As he paid his last respect to his former colleague, former Sen. Gregorio Honasan described Biazon’s unwavering dedication to public

“Manong Pong walks the talk and showed by living example that an ordinary imperfect man — together, I underscored the word together —
dream, pray, worked hard, and sacrificed to build a strong sovereign nation for the next generation. They all become heroes,” Honasan said.

Meanwhile, former Senate President Franklin Drilon honored Biazon’s career as an inspiration saying that nobody can question the late
senator’s dedication to public service and loyalty to the country.

“He was fearless and undoubted even in the face of death. Every little thing that could erode his beloved Philippines was worth his time to
be able to bring on the floor of the Senate,” Drilon said.

During the necrological service, Senate Majority Leader Joel Villanueva described Biazon as a courageous soldier, a family man, a
mentor and a statesman.

“Like a true mentor, he taught me the tricks of the trade, like how and when to invoke or not Section 20 of the Commission on Appointments
Rules. The many landmark laws he authored made this country closer to the highest ideals of democracy. He modernized the AFP and raised the
dignity of our soldiers,” Villanueva said.

Calling Biazon a Filipino who lived a life without limits, Villanueva said the former Armed Forces of the Philippines (AFP) chief of staff
was a selfless figure who was always willing to sacrifice his interest for the good of others.

“Ultimately, the true honor we can give this great man is to carry on his legacies, especially on issues that are truly close to his heart
like national defense and security, housing, good governance, and education, among others,” he added.

Senate President Pro Tempore Loren Legarda, for her part, expressed her gratitude to Biazon for supporting similar advocacies in the areas
of climate change, disaster risk reduction and national security and defense.

Legarda said she appreciates Biazon’s “enthusiasm for bolstering the military reserve corps and recognizing its multifaceted and pivotal
role in defense and security.”

She also cited Biazon’s keen interest in National Disaster Risk Reduction Management, as well as his support for the adoption of the
Incheon Resolution in 2011, aimed at addressing the pressing concerns of escalating disaster and climate change effects on the nation.
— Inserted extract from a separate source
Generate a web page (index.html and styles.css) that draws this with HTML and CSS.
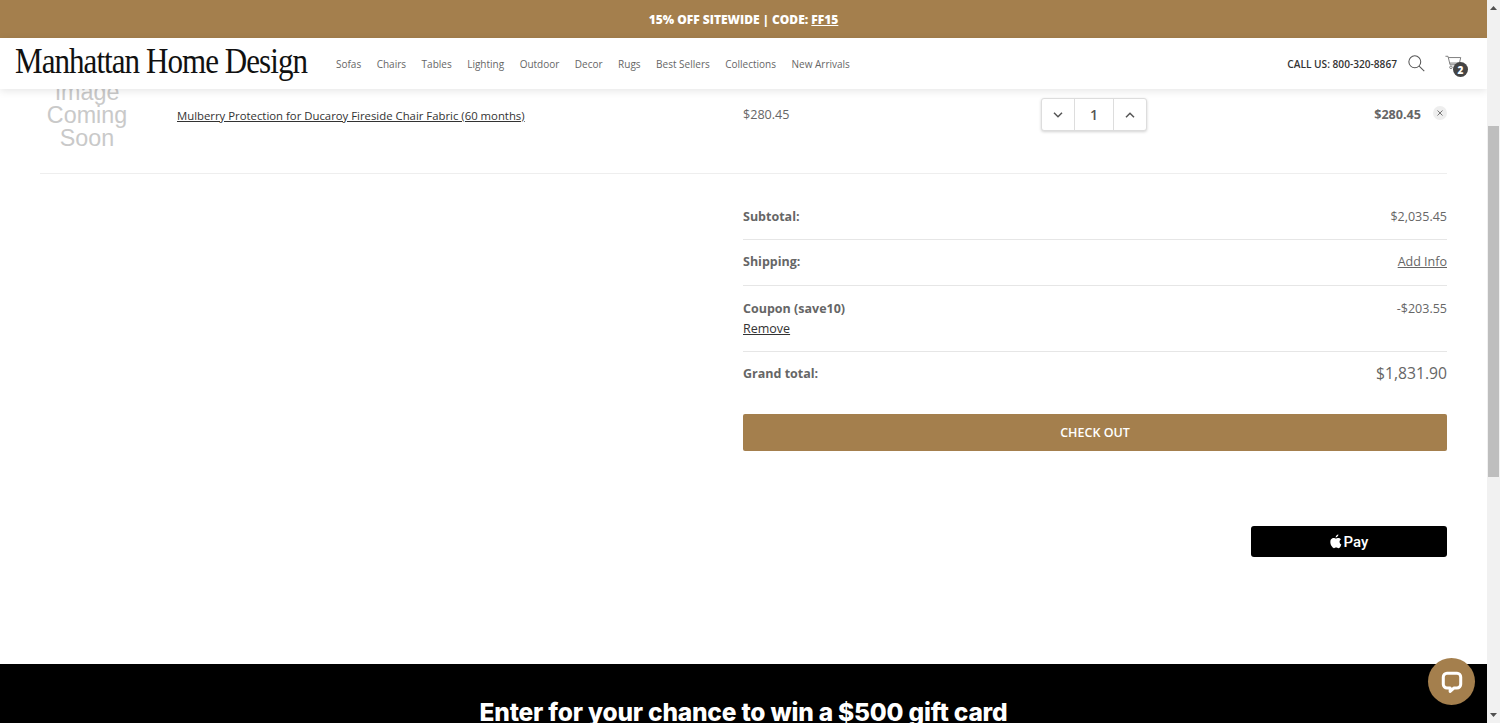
FILE: index.html
```html
<!DOCTYPE html>
<html lang="en">
<head>
<meta charset="utf-8">
<title>Cart - Manhattan Home Design</title>
<link rel="stylesheet" href="styles.css">
</head>
<body>
<div class="window">
  <div class="page">
    <div class="promo">15% OFF SITEWIDE | CODE:&nbsp;<a class="promo-code" href="#">FF15</a></div>
    <header class="site-header">
      <a class="logo" href="#">Manhattan Home Design</a>
      <nav class="nav">
        <a href="#">Sofas</a><a href="#">Chairs</a><a href="#">Tables</a><a href="#">Lighting</a><a href="#">Outdoor</a><a href="#">Decor</a><a href="#">Rugs</a><a href="#">Best Sellers</a><a href="#">Collections</a><a href="#">New Arrivals</a>
      </nav>
      <div class="header-tools">
        <span class="call">CALL US: 800-320-8867</span>
        <svg class="search-icon" width="17" height="17" viewBox="0 0 18 18" fill="none" stroke="#555" stroke-width="1.100"><circle cx="7.200" cy="7.200" r="6.300"/><path d="M11.800 11.800 17.200 17"/></svg>
        <span class="cart">
          <svg width="17" height="17" viewBox="0 0 20 20" fill="none" stroke="#777" stroke-width="1.100"><path d="M.5 1.500h3l2.500 10h10"/><path d="M4 3h14.500l-1.500 6.500H5.500"/><circle cx="7" cy="14.500" r="1.500"/><circle cx="14" cy="14.500" r="1.500"/></svg>
          <span class="cart-badge">2</span>
        </span>
      </div>
    </header>
    <main class="content">
      <section class="cart-row">
        <div class="placeholder"><span>Image</span><span>Coming</span><span>Soon</span></div>
        <a class="item-name" href="#">Mulberry Protection for Ducaroy Fireside Chair Fabric (60 months)</a>
        <div class="item-price">$280.45</div>
        <div class="qty">
          <button class="qty-btn" type="button"><svg width="10" height="6" viewBox="0 0 10 6" fill="none" stroke="#555" stroke-width="1.500"><path d="m1 .8 4 4 4-4"/></svg></button>
          <span class="qty-val">1</span>
          <button class="qty-btn" type="button"><svg width="10" height="6" viewBox="0 0 10 6" fill="none" stroke="#555" stroke-width="1.500"><path d="m1 5.200 4-4 4 4"/></svg></button>
        </div>
        <div class="item-total">$280.45</div>
        <button class="remove-x" type="button"><svg width="6" height="6" viewBox="0 0 6 6" stroke="#777" stroke-width="1"><path d="m.5.5 5 5m0-5-5 5"/></svg></button>
      </section>
      <section class="summary">
        <div class="sum-line"><strong>Subtotal:</strong><span>$2,035.45</span></div>
        <div class="sum-line ship"><strong>Shipping:</strong><a href="#" class="add-info">Add Info</a></div>
        <div class="sum-line coupon"><div><strong>Coupon (save10)</strong><a href="#" class="coupon-remove">Remove</a></div><span>-$203.55</span></div>
        <div class="sum-line grand"><strong>Grand total:</strong><span class="grand-val">$1,831.90</span></div>
        <a href="#" class="checkout">CHECK OUT</a>
        <div class="pay-row">
          <a href="#" class="apple-pay"><svg width="12" height="15" viewBox="0 0 170 200" fill="#fff"><path d="M150 170c-8 12-17 24-30 24-13 1-17-8-32-8s-20 8-32 8c-13 1-23-13-31-25C8 145-4 102 13 73c8-14 23-23 39-23 12 0 24 8 32 8 7 0 22-10 37-9 6 0 24 3 35 19-1 1-21 12-21 36 0 29 25 39 26 39-1 1-4 13-11 27zM109 27c7-8 11-19 10-27-10 0-21 6-28 14-6 7-12 18-10 28 10 1 21-6 28-15z"/></svg><span>Pay</span></a>
        </div>
      </section>
    </main>
    <footer class="signup">
      <h2>Enter for your chance to win a $500 gift card</h2>
    </footer>
  </div>
  <div class="scrollbar">
    <svg class="sb-arrow" width="7" height="4" viewBox="0 0 7 4" fill="#505050"><path d="M0 4 3.500 0 7 4z"/></svg>
    <div class="sb-track"><div class="sb-thumb"></div></div>
    <svg class="sb-arrow" width="7" height="4" viewBox="0 0 7 4" fill="#505050"><path d="M0 0h7L3.500 4z"/></svg>
  </div>
  <button class="chat" type="button" aria-label="Chat"><svg width="22" height="22" viewBox="0 0 24 24" fill="none"><path d="M6.500 2.500h11a4 4 0 0 1 4 4v8a4 4 0 0 1-4 4h-3.200L10 22.300V18.500H6.500a4 4 0 0 1-4-4v-8a4 4 0 0 1 4-4z" stroke="#fff" stroke-width="3.300" stroke-linejoin="round"/></svg></button>
</div>
</body>
</html>
```
FILE: styles.css
```css
* { box-sizing: border-box; }
html, body { margin: 0; height: 100%; overflow: hidden; background: #fff; }
body { font-family: "Open Sans", "Liberation Sans", sans-serif; color: #666; font-size: 14px; }
a { color: inherit; }
button { font: inherit; padding: 0; border: 0; background: none; }

.window { display: flex; height: 723px; position: relative; }
.page { flex: 1; min-width: 0; display: flex; flex-direction: column; overflow: hidden; }

.promo { flex: none; height: 38px; padding-top: 1px; background: #a47f4d; color: #fff; font-weight: 800; font-size: 12px; display: flex; align-items: center; justify-content: center; }
.promo-code { color: #fff; }

.site-header { flex: none; height: 51px; background: #fff; display: flex; align-items: center; padding: 0 25px 0 15px; position: relative; z-index: 2; box-shadow: 0 2px 8px rgba(0,0,0,.1); }
.logo { flex: none; width: 292px; font-family: "Liberation Serif", serif; font-size: 36px; letter-spacing: -1.100px; color: #111; text-decoration: none; line-height: 1; margin-top: -5px; white-space: nowrap; transform: scaleX(.862); transform-origin: left center; }
.nav { display: flex; gap: 15.500px; margin-left: 29px; font-size: 10px; color: #666; }
.nav a { text-decoration: none; white-space: nowrap; }
.header-tools { margin-left: auto; display: flex; align-items: center; }
.call { font-size: 10.150px; font-weight: 600; color: #333; margin-right: 11px; white-space: nowrap; }
.search-icon { margin-right: 20px; }
.cart { position: relative; display: block; width: 17px; height: 17px; }
.cart-badge { position: absolute; right: -6px; bottom: -5px; width: 15px; height: 15px; border-radius: 50%; background: #444; color: #fff; font-size: 10px; font-weight: 800; display: flex; align-items: center; justify-content: center; }

.content { flex: 1; min-height: 0; padding: 0 40px; }

.cart-row { height: 85px; display: flex; align-items: flex-start; border-bottom: 1px solid #eee; }
.placeholder { flex: none; width: 94px; margin-top: -8px; display: flex; flex-direction: column; align-items: center; font-family: "Liberation Sans", sans-serif; font-size: 23.300px; line-height: 23px; color: #c9c9c9; }
.item-name { flex: none; width: 566px; margin: 18px 0 0 43px; font-size: 11.350px; line-height: 18px; color: #333; }
.item-price { flex: none; width: 298px; margin-top: 17px; font-size: 12.600px; line-height: 18px; }
.qty { flex: none; display: flex; height: 33px; margin-top: 9px; border: 1px solid #ddd; border-radius: 3px; box-shadow: 0 1px 3px rgba(0,0,0,.18); background: #fff; }
.qty-btn { width: 32px; display: flex; align-items: center; justify-content: center; }
.qty-val { width: 40px; border-left: 1px solid #ddd; border-right: 1px solid #ddd; display: flex; align-items: center; justify-content: center; font-size: 14px; font-weight: 600; color: #555; }
.item-total { flex: 1; margin-top: 17px; text-align: right; font-size: 12.600px; line-height: 18px; font-weight: 700; }
.remove-x { flex: none; width: 14px; height: 14px; margin: 17px 0 0 12px; border-radius: 50%; background: #eee; display: flex; align-items: center; justify-content: center; }

.summary { margin-left: 703px; }
.sum-line { display: flex; justify-content: space-between; align-items: flex-start; padding: 33px 0 13px; border-bottom: 1px solid #e6e6e6; font-size: 12.500px; line-height: 19px; }
.sum-line + .sum-line { padding-top: 12px; }
.sum-line.ship { padding-bottom: 14px; }
.sum-line strong { font-weight: 700; }
.add-info { text-decoration: underline; }
.sum-line.coupon { padding-top: 13px; padding-bottom: 13px; }
.coupon strong { display: block; }
.coupon-remove { display: block; color: #333; margin-top: 1px; }
.sum-line.grand { border-bottom: 0; padding-bottom: 0; align-items: center; }
.grand-val { font-size: 15.700px; }
.checkout { display: flex; height: 37px; margin-top: 31px; background: #a47f4d; border-radius: 2px; color: #fff; font-size: 12.500px; font-weight: 600; text-decoration: none; align-items: center; justify-content: center; }
.pay-row { display: flex; justify-content: flex-end; margin-top: 75px; }
.apple-pay { width: 196px; height: 31px; background: #000; border-radius: 3px; color: #fff; text-decoration: none; display: flex; align-items: center; justify-content: center; gap: 2px; font-size: 15px; font-weight: 500; font-family: "Roboto", "Liberation Sans", sans-serif; }

.signup { flex: none; height: 59px; background: #000; overflow: hidden; text-align: center; }
.signup h2 { margin: 33px 0 0; font-family: "Inter", "Liberation Sans", sans-serif; font-size: 24.500px; line-height: 30px; font-weight: 800; letter-spacing: -.2px; color: #fff; }

.scrollbar { flex: none; width: 13px; background: #f1f1f1; display: flex; flex-direction: column; align-items: center; }
.sb-arrow { flex: none; margin: 6px 0; }
.sb-track { flex: 1; width: 100%; padding: 0 1px; }
.sb-thumb { height: 351px; margin-top: 110px; background: #bebebe; }

.chat { position: absolute; left: 1428px; top: 658px; width: 47px; height: 47px; border-radius: 50%; background: #a47f4d; display: flex; align-items: center; justify-content: center; }
```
“He will always be one of the pillars of Philippine defense and security, who fought for peace and democracy. His selfless service and
unwavering commitment to this cause make him stand out as an inspiration to many. He will always be revered and respected as a
figure of courage, honor, and patriotism,” she said.

Biazon, a native of Batac, Ilocos Norte, entered the Philippine Military Academy as a cadet at 21, serving the military for three and
a half decades before becoming the 21st AFP chief of staff 1991.

He is the first and only AFP chief from the ranks of the Philippine Marines.

The first PMA alumnus to be elected as a senator, Biazon served in the 9th Congress from 1992 up to 1995 and from 1998 until 2010.

From the Senate, Biazon’s remains will be transferred to the Philippine Marines headquarters in Taguig City for the final salute
and execution of full military honors.

After battling pneumonia, Biazon died at the age of 88 on June 12 — the day when the country celebrated Independence Day.

The Senate issued a resolution honoring Biazon’s legacies as well as expressing sincere sympathies and condolences for his passing.